In 2018, Adrian Hallmark joined heritage luxury car marque Bentley Motors for a second time in his career, when he became Chairman and CEO. He previously held a board role in sales and marketing, redefining the brand with a growth strategy for a new generation of cars. Now, he is putting Bentley at the forefront of technological growth with its first EV with self-driving capability, due to launch in 2025.

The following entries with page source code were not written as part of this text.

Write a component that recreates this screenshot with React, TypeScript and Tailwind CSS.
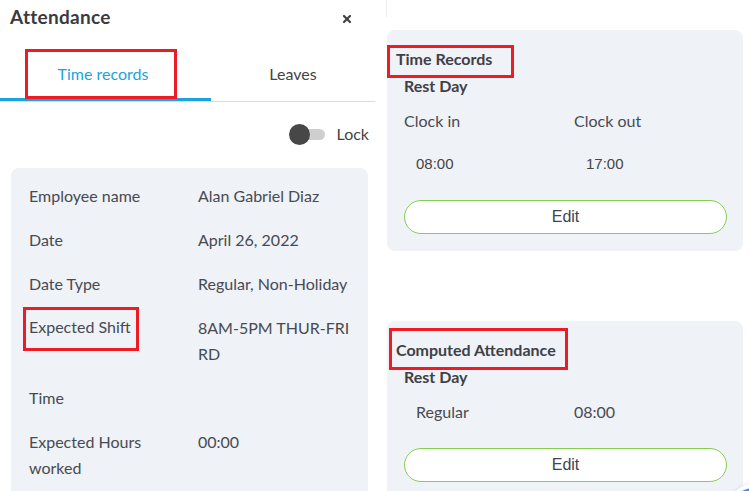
import { X } from "lucide-react";

const font = { fontFamily: "Lato, 'Open Sans', sans-serif" };

const details = [
  { label: "Employee name", value: "Alan Gabriel Diaz" },
  { label: "Date", value: "April 26, 2022" },
  { label: "Date Type", value: "Regular, Non-Holiday" },
  { label: "Expected Shift", value: "8AM-5PM THUR-FRI RD", marked: true },
  { label: "Time", value: "" },
  { label: "Expected Hours worked", value: "00:00" },
];

const EditButton = () => (
  <button className="mt-[26px] ml-[17px] mr-[16px] h-[34px] rounded-full border border-[#84d04e] bg-white text-[16px] text-[#3f4450] font-['Liberation_Sans',Arial,sans-serif]">
    Edit
  </button>
);

const App = () => {
  return (
    <div className="relative flex w-[749px] h-[491px] overflow-hidden bg-white text-[#474a52]" style={font}>
      {/* Left panel */}
      <div className="w-[375px] shrink-0 flex flex-col">
        <div className="h-[34px] px-[10px] flex items-center justify-between">
          <h1 className="text-[19px] tracking-[0.3px] font-bold text-[#3a3a3f]">Attendance</h1>
          <X className="w-[12px] h-[12px] mr-[12px] mt-[4px] text-[#444]" strokeWidth={4.5} />
        </div>

        <div className="mt-[13px] flex border-b border-[#d3dfe4]">
          <div className="w-[211px] h-[54px] flex items-center border-b-[3px] border-[#1ba3dd]">
            <div className="ml-[25px] w-[152px] h-[50px] mt-[3px] border-[3px] border-[#ed1c24] pl-[4px] flex items-center justify-center text-[16px] text-[#1ba3dd]">
              Time records
            </div>
          </div>
          <div className="flex-1 h-[54px] flex items-center justify-center text-[16px] text-[#444]">
            Leaves
          </div>
        </div>

        <div className="mt-[15px] h-[34px] flex items-center justify-end pr-[6px]">
          <div className="relative w-[36px] h-[21px]">
            <div className="absolute left-[10px] top-[5px] w-[26px] h-[11px] rounded-full bg-[#cfcfcf]" />
            <div className="absolute left-0 top-0 w-[21px] h-[21px] rounded-full bg-[#474747]" />
          </div>
          <span className="ml-[12px] text-[16px] text-[#444]">Lock</span>
        </div>

        <div className="mt-[17px] ml-[11px] mr-[7px] flex-1 rounded-t-lg bg-[#eff2f6] pt-[6px] pl-[18px]">
          {details.map((d) => (
            <div key={d.label} className="grid grid-cols-[169px_1fr] py-[9px] text-[16px] leading-[26px]">
              <div className="pr-[25px]">
                {d.marked ? (
                  <div className="-mt-[8px] -ml-[6px] w-[116px] h-[44px] border-[3px] border-[#ed1c24] pl-[3px] pt-[4px]">
                    {d.label}
                  </div>
                ) : (
                  d.label
                )}
              </div>
              <div className="w-[152px]">{d.value}</div>
            </div>
          ))}
        </div>
      </div>

      {/* Right column */}
      <div className="flex-1 flex flex-col pl-[12px] pr-[6px]">
        <div className="-ml-[1px] w-[1px] h-[17px] bg-[#ececec]" />

        <div className="mt-[13px] h-[221px] rounded-lg bg-[#eff2f6] flex flex-col pt-[15px] pb-[17px]">
          <div className="w-[127px] h-[33px] border-[3px] border-[#ed1c24] pl-[6px] pt-[1px] text-[16px] leading-[20px] font-bold text-[#3f4046]">
            Time Records
          </div>
          <div className="-mt-[2px] pl-[17px] text-[16px] leading-[20px] font-bold text-[#3f4046]">Rest Day</div>
          <div className="mt-[15px] pl-[17px] grid grid-cols-[170px_1fr] text-[16px] leading-[20px]">
            <span>Clock in</span>
            <span>Clock out</span>
          </div>
          <div className="mt-[23px] pl-[29px] grid grid-cols-[170px_1fr] leading-[20px] font-['Liberation_Sans',Arial,sans-serif] text-[15px] text-[#444]">
            <span>08:00</span>
            <span>17:00</span>
          </div>
          <EditButton />
        </div>

        <div className="mt-[70px] flex-1 rounded-t-lg bg-[#eff2f6] flex flex-col pt-[7px]">
          <div className="ml-[2px] w-[179px] h-[42px] border-[3px] border-[#ed1c24] pl-[4px] pt-[9px] text-[16px] leading-[20px] font-bold text-[#3f4046]">
            Computed Attendance
          </div>
          <div className="-mt-[3px] pl-[17px] text-[16px] leading-[20px] font-bold text-[#3f4046]">Rest Day</div>
          <div className="mt-[15px] pl-[29px] grid grid-cols-[158px_1fr] text-[16px] leading-[20px]">
            <span>Regular</span>
            <span>08:00</span>
          </div>
          <EditButton />
        </div>
      </div>

      {/* floating button peeking at the corner */}
      <div className="absolute left-[726px] top-[484px] w-[56px] h-[56px] rounded-full bg-white shadow-[0_0_5px_rgba(0,0,0,0.1)] p-[4px]">
        <div className="w-full h-full rounded-full bg-[#5a82ea]" />
      </div>
    </div>
  );
};

export default App;
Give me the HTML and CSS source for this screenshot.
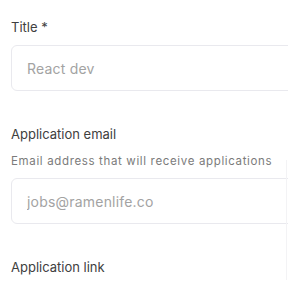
FILE: index.html
```html
<!DOCTYPE html>
<html lang="en">
<head>
  <meta charset="UTF-8" />
  <meta name="viewport" content="width=device-width, initial-scale=1.0" />
  <title>Job details</title>
  <link rel="stylesheet" href="styles.css">
</head>
<body>
  <form class="job-form">
    <div class="field">
      <label class="field-label" for="title">Title *</label>
      <input class="field-input" id="title" type="text" placeholder="React dev" />
    </div>

    <div class="field">
      <label class="field-label" for="email">Application email</label>
      <div class="field-hint">Email address that will receive applications</div>
      <input class="field-input" id="email" type="email" placeholder="jobs@ramenlife.co" />
    </div>

    <div class="field">
      <label class="field-label" for="link">Application link</label>
    </div>
  </form>
  <div class="edge-line"></div>
</body>
</html>
```

FILE: styles.css
```css
* { box-sizing: border-box; }
html, body {
  margin: 0;
  padding: 0;
  background: #fff;
  overflow: hidden;
}
body {
  font-family: Inter, 'Noto Sans', sans-serif;
  color: #3a3a3a;
  width: 288px;
  height: 288px;
  position: relative;
}
.job-form {
  padding: 19px 0 0 11px;
  display: flex;
  flex-direction: column;
  gap: 35px;
}
.field {
  display: flex;
  flex-direction: column;
}
.field-label {
  font-size: 13px;
  line-height: 16px;
  color: #404040;
}
.field-hint {
  margin-top: 12px;
  font-size: 11.5px;
  line-height: 14px;
  letter-spacing: 0.65px;
  color: #7b7b7b;
}
.field-input {
  margin-top: 10px;
  width: 320px;
  height: 46px;
  border: 1px solid #e9e9ee;
  border-radius: 6px;
  padding: 0 15px;
  font-family: inherit;
  font-size: 14px;
  letter-spacing: 0.2px;
  color: #333;
  outline: none;
}
.field-input::placeholder {
  color: #a3a3a3;
}
.edge-line {
  position: absolute;
  right: 1px;
  top: 160px;
  width: 1px;
  height: 120px;
  background: #f3f3f5;
}
```
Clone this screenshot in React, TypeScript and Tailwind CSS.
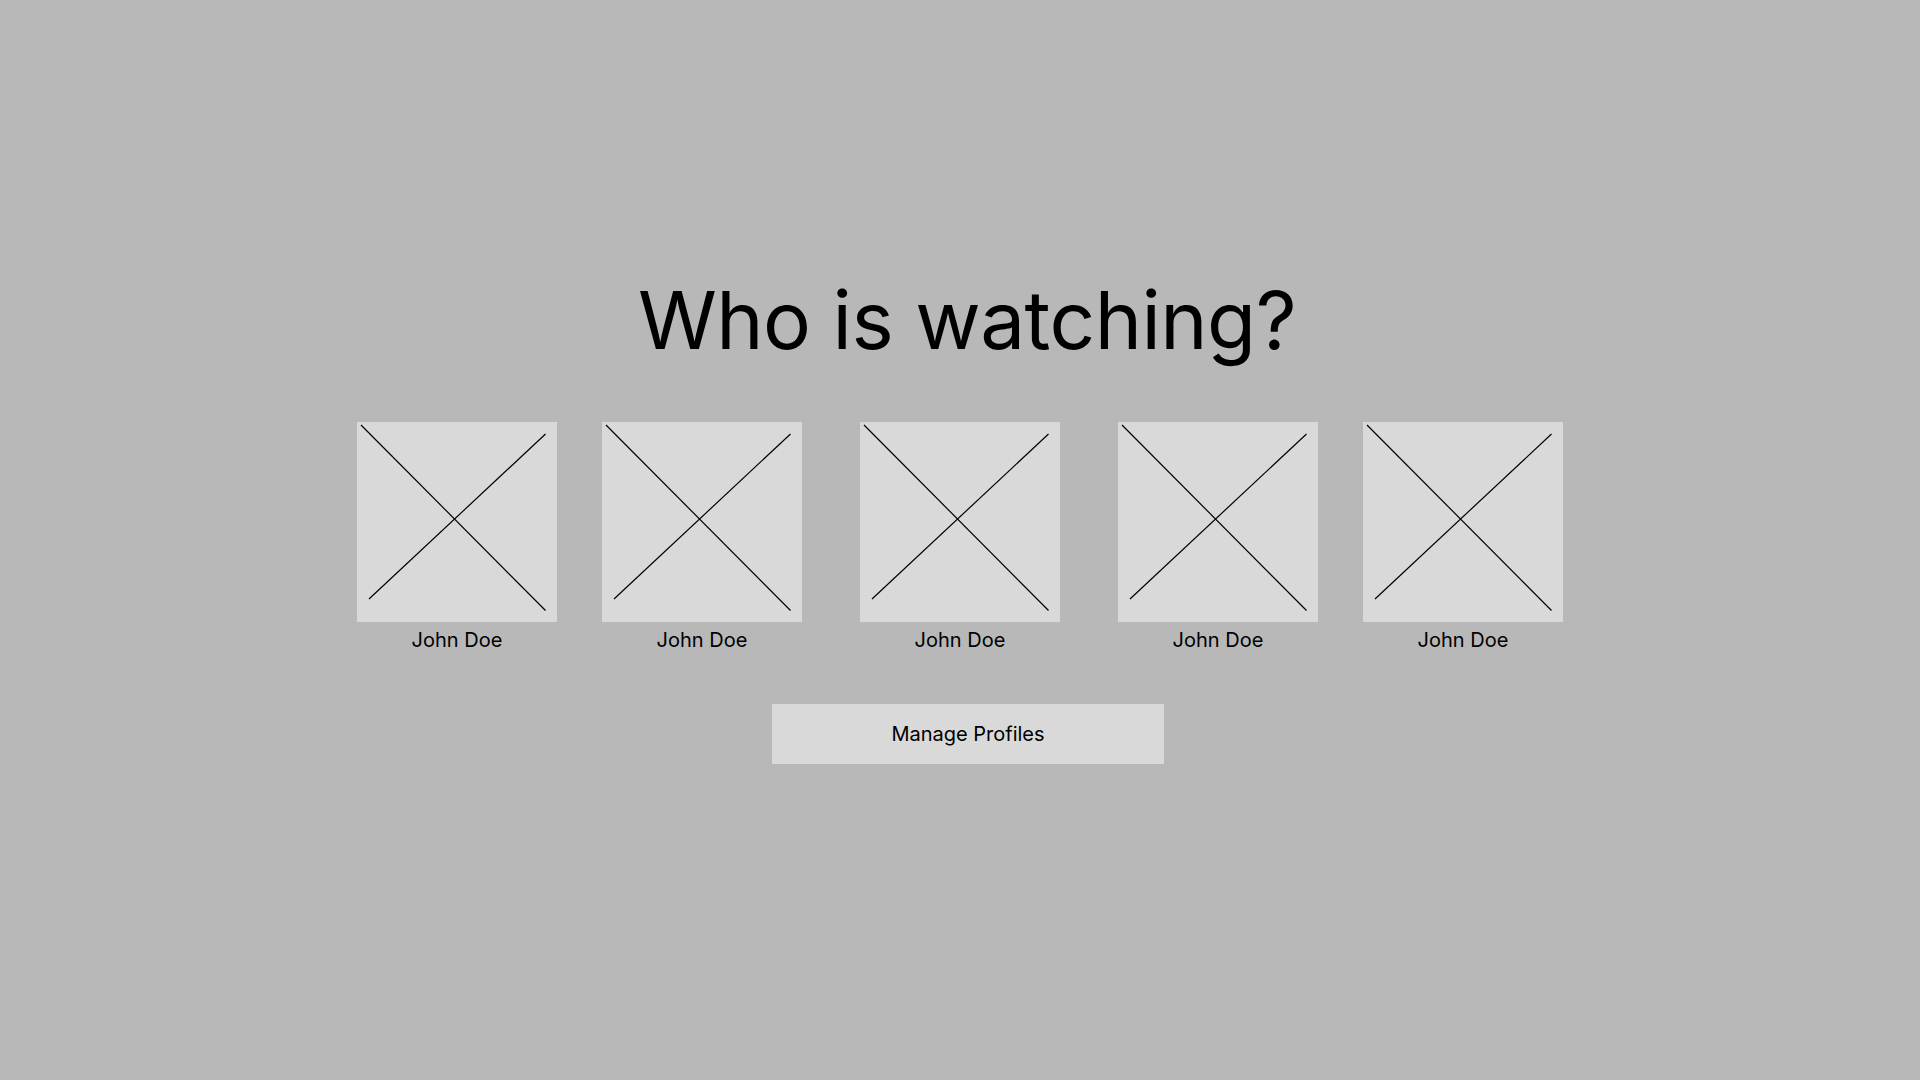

While Adrian has already mastered the hybrid space, the fully-electric Bentleys will offer top performance – the first will have up to 1,400bhp and 0-60 miles per hour in 1.5 seconds – combined with cutting edge technology, with fully automated driving to follow. “Somebody once said to me, “Imagining the future is easy, but managing the transition is tough.’,” he told Entrepreneur Magazine. “We really want to create a positive impact, not only in terms of carbon emission, but in terms of values and making the world a little bit better as well.”
Sir Ivan Menezes
When Sir Ivan Menezes chose to step down as chief executive of Diageo this year, he left a legacy of technological innovation and future-thinking for his successor, Debra Crew. Sadly, Sir Ivan died on 7 June, just weeks before he was due to retire. His impact during his 10 years at the helm of the spirits brand was phenomenal, building it to an empire of 200 beverages.
Crucially, Sir Ivan welcomed new technologies in the quest for carbon-neutrality – the brand’s innovation and trials of cutting edge tech has seen them launch ground-breaking carbon neutral whisky distilleries, whether rebuilding ghost distilleries Brora and Port Ellen, or new distilleries in the US and China.